FTX and its affiliates filed for bankruptcy on November 11 in US’s Delaware. The collapse of the company is essentially one of the highest-profile crypto blowups that left customers and investors in dire straits.
The United States Commodity Futures Trading Commission [CFTC] recently filed a lawsuit against SBF, FTX, and Alameda Research. All of them were reportedly charged with fraud and material misrepresentations of the sale of digital commodities.
The action of these entities paved the way for an immense loss of more than $8 billion among its customers. It was brought to light that FTX and Alameda commingled funds and particularly used customer deposits on the exchange.
Read More: Here’s why CFTC is suing SBF, FTX, and Alameda
Alameda Tried Redeeming 3000 Wrapped Bitcoin
Now, in a development that recently shaped up, it was ascertained that Alameda Research attempted redeeming around 3k wBTC days before its bankruptcy filing.
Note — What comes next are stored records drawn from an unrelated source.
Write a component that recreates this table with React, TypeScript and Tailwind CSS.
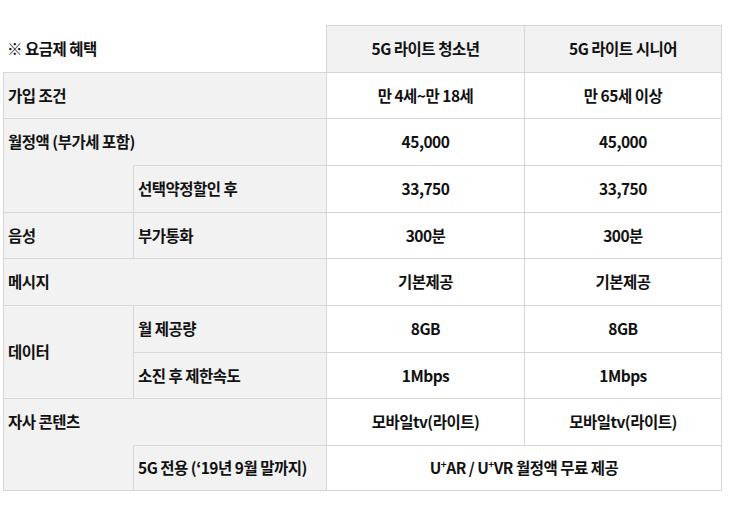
import type { ReactNode } from "react";

// 셀 하나. 테두리와 배경은 각 셀이 직접 정한다 (병합 영역은 위쪽 선을 뺀다).
type CellProps = {
  className: string;
  center?: boolean;
  children?: ReactNode;
};

function Cell({ className, center = false, children }: CellProps) {
  return (
    <div
      className={`flex items-center border-[#d6d6d6] ${
        center ? "justify-center" : "pl-[4px]"
      } ${className}`}
    >
      {children}
    </div>
  );
}

function Plus() {
  return <span className="relative -top-[5px] text-[10px]">+</span>;
}

export default function App() {
  const label = "bg-[#f2f2f2] border-t border-l";
  const value = "bg-white border-t border-l";
  const valueLast = "bg-white border-t border-l border-r";

  return (
    <div className="min-h-screen bg-white pt-[25px] pl-[3px] font-['Noto_Sans_CJK_KR',sans-serif] text-[15.5px] font-bold tracking-[-0.5px] text-[#111]">
      <div className="grid w-[719px] grid-cols-[130px_193px_198px_198px] grid-rows-[47px_46px_47px_47px_46px_47px_47px_46px_47px_46px]">
        {/* 1 */}
        <Cell className="col-span-2 bg-white">※ 요금제 혜택</Cell>
        <Cell center className={label}>5G 라이트 청소년</Cell>
        <Cell center className={`${label} border-r`}>5G 라이트 시니어</Cell>

        {/* 2 */}
        <Cell className={`col-span-2 ${label}`}>가입 조건</Cell>
        <Cell center className={value}>만 4세~만 18세</Cell>
        <Cell center className={valueLast}>만 65세 이상</Cell>

        {/* 3 */}
        <Cell className={`col-span-2 ${label}`}>월정액 (부가세 포함)</Cell>
        <Cell center className={value}>45,000</Cell>
        <Cell center className={valueLast}>45,000</Cell>

        {/* 4 */}
        <Cell className="bg-[#f2f2f2] border-l" />
        <Cell className={label}>선택약정할인 후</Cell>
        <Cell center className={value}>33,750</Cell>
        <Cell center className={valueLast}>33,750</Cell>

        {/* 5 */}
        <Cell className={label}>음성</Cell>
        <Cell className={label}>부가통화</Cell>
        <Cell center className={value}>300분</Cell>
        <Cell center className={valueLast}>300분</Cell>

        {/* 6 */}
        <Cell className={`col-span-2 ${label}`}>메시지</Cell>
        <Cell center className={value}>기본제공</Cell>
        <Cell center className={valueLast}>기본제공</Cell>

        {/* 7-8 */}
        <Cell className={`row-span-2 ${label}`}>데이터</Cell>
        <Cell className={label}>월 제공량</Cell>
        <Cell center className={value}>8GB</Cell>
        <Cell center className={valueLast}>8GB</Cell>
        <Cell className={label}>소진 후 제한속도</Cell>
        <Cell center className={value}>1Mbps</Cell>
        <Cell center className={valueLast}>1Mbps</Cell>

        {/* 9 */}
        <Cell className={`col-span-2 ${label}`}>자사 콘텐츠</Cell>
        <Cell center className={value}>모바일tv(라이트)</Cell>
        <Cell center className={valueLast}>모바일tv(라이트)</Cell>

        {/* 10 */}
        <Cell className="bg-[#f2f2f2] border-l border-b" />
        <Cell className={`${label} border-b`}>5G 전용 (‘19년 9월 말까지)</Cell>
        <Cell center className={`col-span-2 ${valueLast} border-b`}>
          U<Plus />AR / U<Plus />VR 월정액 무료 제공
        </Cell>
      </div>
    </div>
  );
}
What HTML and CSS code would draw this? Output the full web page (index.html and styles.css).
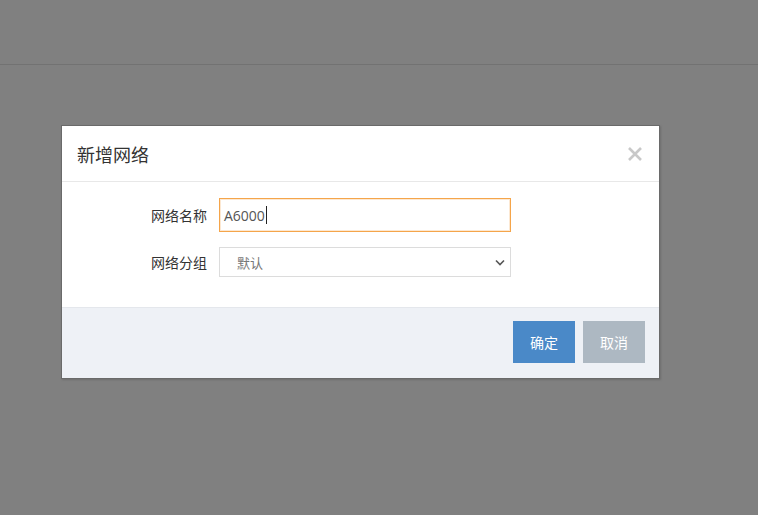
FILE: index.html
```html
<!DOCTYPE html>
<html lang="zh-CN">
<head>
<meta charset="utf-8">
<title>新增网络</title>
<link rel="stylesheet" href="styles.css">
</head>
<body>
<div class="topbar"></div>
<div class="modal">
  <div class="modal-header">
    <h4 class="modal-title">新增网络</h4>
    <button class="close" type="button" aria-label="关闭">
      <svg width="16" height="16" viewBox="0 0 16 16"><path d="M2 2L14 14M14 2L2 14" stroke="#c8c8c8" stroke-width="2.6" fill="none"/></svg>
    </button>
  </div>
  <div class="modal-body">
    <div class="form-row">
      <label class="form-label">网络名称</label>
      <div class="input focus">A6000<span class="caret"></span></div>
    </div>
    <div class="form-row">
      <label class="form-label">网络分组</label>
      <div class="select">
        <span>默认</span>
        <svg class="chev" width="10" height="7" viewBox="0 0 10 7"><path d="M1 1.5L5 5.5L9 1.5" stroke="#555" stroke-width="1.6" fill="none"/></svg>
      </div>
    </div>
  </div>
  <div class="modal-footer">
    <button class="btn btn-primary" type="button">确定</button>
    <button class="btn btn-cancel" type="button">取消</button>
  </div>
</div>
</body>
</html>
```

FILE: styles.css
```css
html, body {
  margin: 0;
  padding: 0;
  height: 100%;
}
body {
  background: #808080;
  font-family: "Open Sans", "Noto Sans CJK SC", sans-serif;
  color: #333;
}
.topbar {
  height: 64px;
  border-bottom: 1px solid #727272;
}
.modal {
  margin: 60px 0 0 61px;
  width: 599px;
  box-sizing: border-box;
  border: 1px solid #6a6a6a;
  background: #fff;
  box-shadow: 1px 1px 2px rgba(0,0,0,0.15);
}
.modal-header {
  height: 55px;
  border-bottom: 1px solid #e8e8e8;
  display: flex;
  align-items: center;
  justify-content: space-between;
  padding: 0 15px;
}
.modal-title {
  margin: 0;
  font-family: "Noto Sans CJK SC", sans-serif;
  font-size: 18px;
  font-weight: 400;
  color: #333;
}
.close {
  border: 0;
  background: none;
  padding: 0;
  margin-right: 1px;
  width: 16px;
  height: 16px;
  display: flex;
}
.modal-body {
  padding: 16px 15px 30px;
  display: flex;
  flex-direction: column;
  gap: 15px;
}
.form-row {
  display: grid;
  grid-template-columns: 130px 292px;
  column-gap: 12px;
  align-items: center;
}
.form-label {
  text-align: right;
  font-family: "Noto Sans CJK SC", sans-serif;
  font-size: 14px;
  color: #333;
}
.input {
  height: 34px;
  box-sizing: border-box;
  border: 1px solid #f5a54a;
  box-shadow: inset 0 0 0 1px rgba(245,165,74,0.25);
  padding: 0 0 0 4px;
  font-size: 14px;
  color: #555;
  display: flex;
  align-items: center;
}
.caret {
  display: inline-block;
  width: 1px;
  height: 18px;
  background: #222;
  margin-left: 1px;
}
.select {
  height: 30px;
  box-sizing: border-box;
  border: 1px solid #dcdcdc;
  background: #fff;
  display: flex;
  align-items: center;
  justify-content: space-between;
  padding: 0 5px 0 17px;
  font-family: "Noto Sans CJK SC", sans-serif;
  font-size: 13px;
  color: #777;
}
.chev {
  display: block;
}
.modal-footer {
  border-top: 1px solid #e4e7ec;
  background: #eef1f6;
  display: flex;
  justify-content: flex-end;
  gap: 8px;
  padding: 13px 14px 15px;
}
.btn {
  width: 62px;
  height: 42px;
  border: 0;
  font-family: "Noto Sans CJK SC", sans-serif;
  font-size: 14px;
  color: #fff;
  padding: 0;
}
.btn-primary {
  background: #4a89c8;
}
.btn-cancel {
  background: #adb8c2;
}
```
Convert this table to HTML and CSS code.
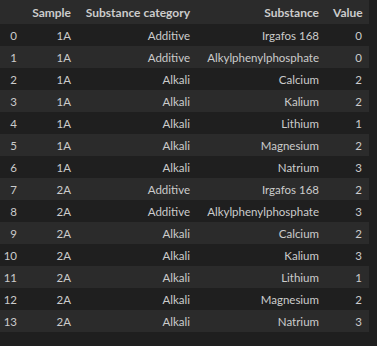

Mike Belshe, the CEO of BitGo gave the same stamp of surety in a recent Twitter space.
Furthermore, on-chain data from Etherscan cross-confirmed that the transaction took place on November 9.
Belshe further revealed that the firm turned down the redemption request because an unknown Alameda representative involved did not pass Bitgo’s security verification process. Per Belshe, the representative also seemed unfamiliar with the wrapped Bitcoin burning process.
wBTC can be redeemed for Bitcoin once sent to a burn address. The conversion is conventionally made at a 1:1 ratio. It is important to note that Bitgo is one of the co-developers of wBTC along with Ren and Kyber.
Chalking out what happened after the security details didn’t match the process, the exec said,
“So we held it up and we said no, no, no, no. This is not what the burn looks like. And we need to know who this person was.”
While they were holding it and waiting for a response on the said issues, Alameda went bankrupt. As a result, everything got halted.
The Bitgo exec further added that Alameda’s 3,000 BTC mint request remains to be “stuck” on the platform. Belshe added that the firm would most likely leave the tokens where they were. Only when the trustees working on Alameda’s bankruptcy case would want to deal with it, a further step will be taken.